Executes Panaroo inside a Docker container on genome annotation files prepared by genomeList(). The function can optionally split input genomes into batches, runs Panaroo with strict cleaning and clustering options, and returns the results of each batch execution.

.runPanaroo(
  duckdb_path = "data/{Bug}/{Bug}.duckdb",
  output_path = "data/{Bug}/",
  core_threshold = 0.9,
  len_dif_percent = 0.95,
  cluster_threshold = 0.95,
  family_seq_identity = 0.5,
  threads = 8,
  split_jobs = FALSE
)

Arguments

duckdb_path

A path to the DuckDB database containing the "files" table.

output_path

Character scalar. Base directory for Panaroo outputs and temporary files.

core_threshold

Numeric.

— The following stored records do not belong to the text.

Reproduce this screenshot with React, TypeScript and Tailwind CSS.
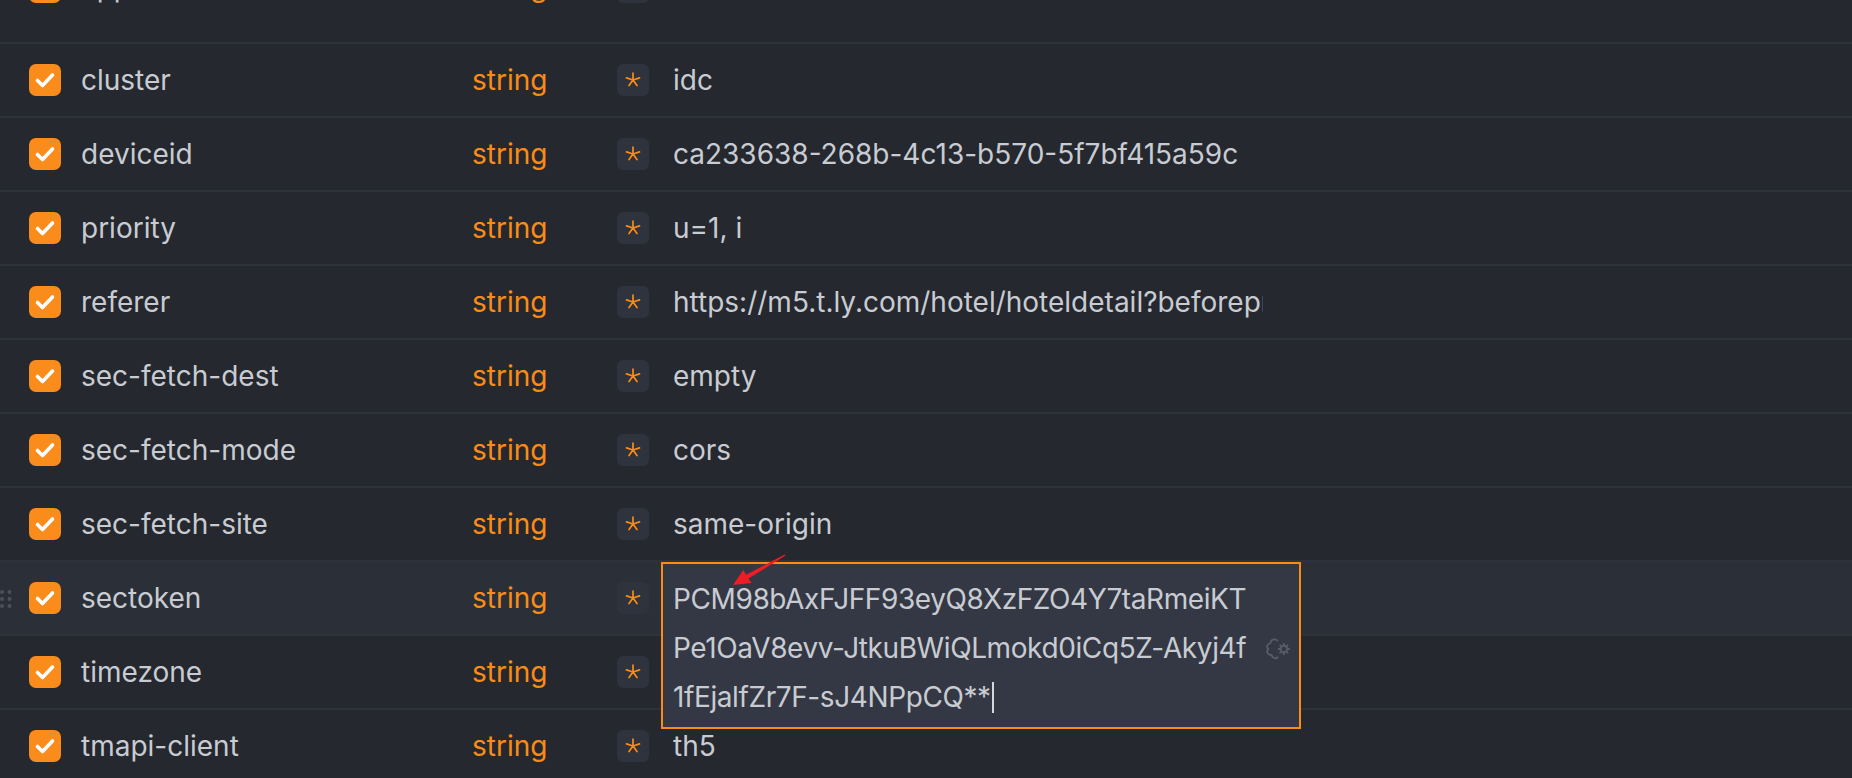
import React from "react";

type Header = { name: string; value: string; hovered?: boolean };

// values of sectoken / timezone sit under the open editor, so they stay empty here
const headers: Header[] = [
    { name: "cluster", value: "idc" },
    { name: "deviceid", value: "ca233638-268b-4c13-b570-5f7bf415a59c" },
    { name: "priority", value: "u=1, i" },
    { name: "referer", value: "https://m5.t.ly.com/hotel/hoteldetail?beforeprice=0&hotelid=9012" },
    { name: "sec-fetch-dest", value: "empty" },
    { name: "sec-fetch-mode", value: "cors" },
    { name: "sec-fetch-site", value: "same-origin" },
    { name: "sectoken", value: "", hovered: true },
    { name: "timezone", value: "" },
    { name: "tmapi-client", value: "th5" },
];

function CheckBox() {
    return (
        <div className="w-8 h-8 shrink-0 rounded-[7px] bg-[#fa8c1b] flex items-center justify-center">
            <svg width="32" height="32" viewBox="0 0 32 32" fill="none">
                <path d="M8.5 16.5 L13.5 21.5 L23.5 11" stroke="white" strokeWidth="3.6" strokeLinecap="round" strokeLinejoin="round" />
            </svg>
        </div>
    );
}

function Asterisk() {
    return (
        <div className="w-8 h-8 shrink-0 rounded-[6px] bg-[#2e333d] flex items-center justify-center">
            <svg width="16" height="16" viewBox="-8 -8 16 16" fill="none" stroke="#fa8c16" strokeWidth="1.7" strokeLinecap="round">
                <path d="M0 0 V-6.8 M0 0 L6.5 -2.1 M0 0 L-6.5 -2.1 M0 0 L4 5.5 M0 0 L-4 5.5" />
            </svg>
        </div>
    );
}

function DragHandle() {
    return (
        <svg className="absolute left-0 top-[27px]" width="14" height="20" viewBox="0 0 14 20" fill="#4b505a">
            <circle cx="2" cy="3" r="2" />
            <circle cx="9.5" cy="3" r="2" />
            <circle cx="2" cy="10" r="2" />
            <circle cx="9.5" cy="10" r="2" />
            <circle cx="2" cy="17" r="2" />
            <circle cx="9.5" cy="17" r="2" />
        </svg>
    );
}

function RowContent({ h }: { h: Header }) {
    return (
        <>
            <CheckBox />
            <div className="ml-5 w-[391px] text-[28px] text-[#c8ccd2] whitespace-nowrap">{h.name}</div>
            <div className="w-[145px] text-[28px] text-[#fa8c16]">string</div>
            <Asterisk />
            <div className="ml-6 w-[590px] overflow-hidden whitespace-nowrap text-[28px] text-[#c8ccd2]">{h.value}</div>
        </>
    );
}

function Row({ h }: { h: Header }) {
    return (
        <div className={`relative flex items-center h-[74px] shrink-0 border-b-2 border-[#2e323a] pl-[29px] ${h.hovered ? "bg-[#2b2f38]" : ""}`}>
            {h.hovered && <DragHandle />}
            <RowContent h={h} />
        </div>
    );
}

export default function App() {
    return (
        <div className="relative w-full h-[778px] overflow-hidden bg-[#25282e]" style={{ fontFamily: "Inter, 'Noto Sans', sans-serif" }}>
            <div className="flex flex-col">
                {/* previous row, scrolled almost out of view */}
                <div className="h-[44px] shrink-0 overflow-hidden border-b-2 border-[#2e323a]">
                    <div className="flex items-center h-[72px] -mt-[49px] pl-[29px]">
                        <RowContent h={{ name: "appid", value: "h5" }} />
                    </div>
                </div>
                {headers.map((h) => (
                    <Row key={h.name} h={h} />
                ))}
            </div>

            {/* inline editor over the sectoken value */}
            <div className="absolute left-[661px] top-[562px] w-[640px] h-[167px] border-2 border-[#fa8c16] bg-[#343844] pl-[10px] pt-[11px] text-[28px] tracking-[-0.4px] leading-[49px] text-[#c8ccd2] whitespace-nowrap">
                <div>PCM98bAxFJFF93eyQ8XzFZO4Y7taRmeiKT</div>
                <div>Pe1OaV8evv-JtkuBWiQLmokd0iCq5Z-Akyj4f</div>
                <div className="flex items-center">
                    <span>1fEjalfZr7F-sJ4NPpCQ**</span>
                    <span className="inline-block w-[2px] h-[31px] bg-[#d4d7dc] ml-[1px]" />
                </div>
                <svg className="absolute left-[602px] top-[73px]" width="28" height="24" viewBox="0 0 26 22" fill="none" stroke="#575c66" strokeWidth="1.7">
                    <path d="M12 3.5 C9 1 5 2 5 5.5 C2 6 1 9 3 11 C1 13 2.5 17 6 16.5 C7 20 11 20.5 12 18" />
                    <circle cx="17.5" cy="11" r="3" />
                    <path d="M17.5 5.5 V7.5 M17.5 14.5 V16.5 M12 11 H14 M21 11 H23 M13.6 7.1 L15 8.5 M20 13.5 L21.4 14.9 M13.6 14.9 L15 13.5 M20 8.5 L21.4 7.1" />
                </svg>
            </div>

            {/* red annotation arrow */}
            <svg className="absolute left-[728px] top-[550px]" width="62" height="42" viewBox="0 0 62 42">
                <polygon points="5,35 15.3,20 18.2,24.8 56.6,4.4 57.4,5.6 20.4,28.6 23.6,33" fill="#ee1c25" />
            </svg>
        </div>
    );
}
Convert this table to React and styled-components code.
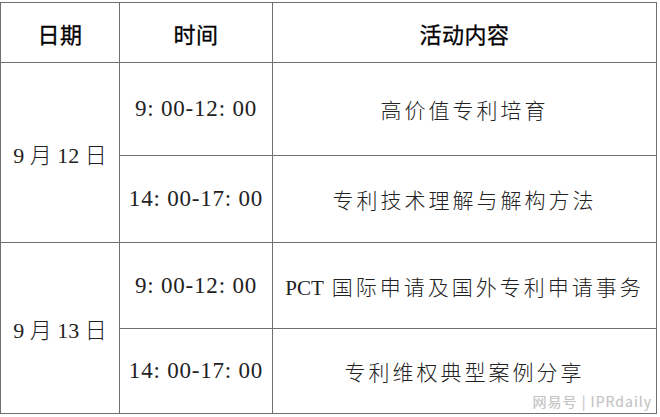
import { createGlobalStyle } from 'styled-components';
import styled from 'styled-components';

const schedule = [
  {
    date: '9 月 12 日',
    sessions: [
      { time: '9: 00-12: 00', topic: '高价值专利培育', height: 93 },
      { time: '14: 00-17: 00', topic: '专利技术理解与解构方法', height: 87 },
    ],
  },
  {
    date: '9 月 13 日',
    sessions: [
      { time: '9: 00-12: 00', latin: 'PCT', topic: '国际申请及国外专利申请事务', height: 86 },
      { time: '14: 00-17: 00', topic: '专利维权典型案例分享', height: 85 },
    ],
  },
];

const GlobalStyle = createGlobalStyle`
  html, body {
    margin: 0;
    padding: 0;
    background: #fff;
  }
`;

const Page = styled.div`
  position: relative;
  width: 660px;
  height: 417px;
  padding-top: 2px;
  box-sizing: border-box;
  overflow: hidden;
`;

const Table = styled.table`
  border-collapse: collapse;
  table-layout: fixed;
  width: 656px;
  color: #1a1a1a;
  td, th {
    border: 1px solid #6f6f6f;
    padding: 0;
    text-align: center;
    vertical-align: middle;
  }
`;

const HeadCell = styled.th`
  height: 59px;
  font-family: 'Noto Sans CJK SC', 'Liberation Sans', sans-serif;
  font-size: 22px;
  font-weight: 400;
  color: #000;
  letter-spacing: 0.5px;
  -webkit-text-stroke: 0.3px #000;
`;

const DateCell = styled.td`
  font-family: 'Liberation Serif', 'Noto Sans CJK SC', serif;
  font-size: 22px;
  font-weight: 300;
  color: #222;
`;

const TimeCell = styled.td`
  font-family: 'Liberation Serif', 'Noto Sans CJK SC', serif;
  font-size: 23px;
  color: #222;
  letter-spacing: 0.8px;
`;

const TopicCell = styled.td`
  font-family: 'Liberation Serif', 'Noto Sans CJK SC', serif;
  font-size: 21px;
  font-weight: 300;
  color: #222;
  letter-spacing: 3px;
  white-space: nowrap;
`;

const Latin = styled.span`
  letter-spacing: 0;
  margin-right: 8px;
`;

const Watermark = styled.div`
  position: absolute;
  right: 8px;
  bottom: 6px;
  font-family: 'Noto Sans CJK SC', 'Liberation Sans', sans-serif;
  font-size: 14px;
  letter-spacing: 1px;
  color: #c4c4c4;
  text-shadow: 0 0 1px #e6e6e6;
`;

export default function App() {
  return (
    <Page>
      <GlobalStyle />
      <Table>
        <colgroup>
          <col style={{ width: 119 }} />
          <col style={{ width: 153 }} />
          <col style={{ width: 384 }} />
        </colgroup>
        <thead>
          <tr>
            <HeadCell>日期</HeadCell>
            <HeadCell>时间</HeadCell>
            <HeadCell>活动内容</HeadCell>
          </tr>
        </thead>
        <tbody>
          {schedule.map((day) =>
            day.sessions.map((s, i) => (
              <tr key={day.date + s.time} style={{ height: s.height }}>
                {i === 0 && <DateCell rowSpan={day.sessions.length}>{day.date}</DateCell>}
                <TimeCell>{s.time}</TimeCell>
                <TopicCell>
                  {s.latin && <Latin>{s.latin}</Latin>}
                  {s.topic}
                </TopicCell>
              </tr>
            ))
          )}
        </tbody>
      </Table>
      <Watermark>网易号 | IPRdaily</Watermark>
    </Page>
  );
}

Core genome threshold for Panaroo (--core_threshold). Default 0.90.

len_dif_percent

Numeric. Length difference percentage (--len_dif_percent). Default 0.95.

cluster_threshold

Numeric. Sequence identity threshold (--threshold). Default 0.95.

family_seq_identity

Numeric. Gene family clustering identity (-f). Default 0.5.

threads

Integer. Number of threads for Panaroo and parallel execution. Default 8.

split_jobs

Logical. If TRUE, split into multiple smaller pangenome generation jobs that can be merged by .mergePanaroo(). If FALSE, all isolates in one run.

Value

A list of results for each Panaroo batch in its output directory.

Details

  • Panaroo uses: --clean-mode strict, --merge_paralogs, --remove-invalid-genes.

  • Temporary genome file lists are created in output_path.

  • Output directories are named panaroo_out_<timestamp> under output_path.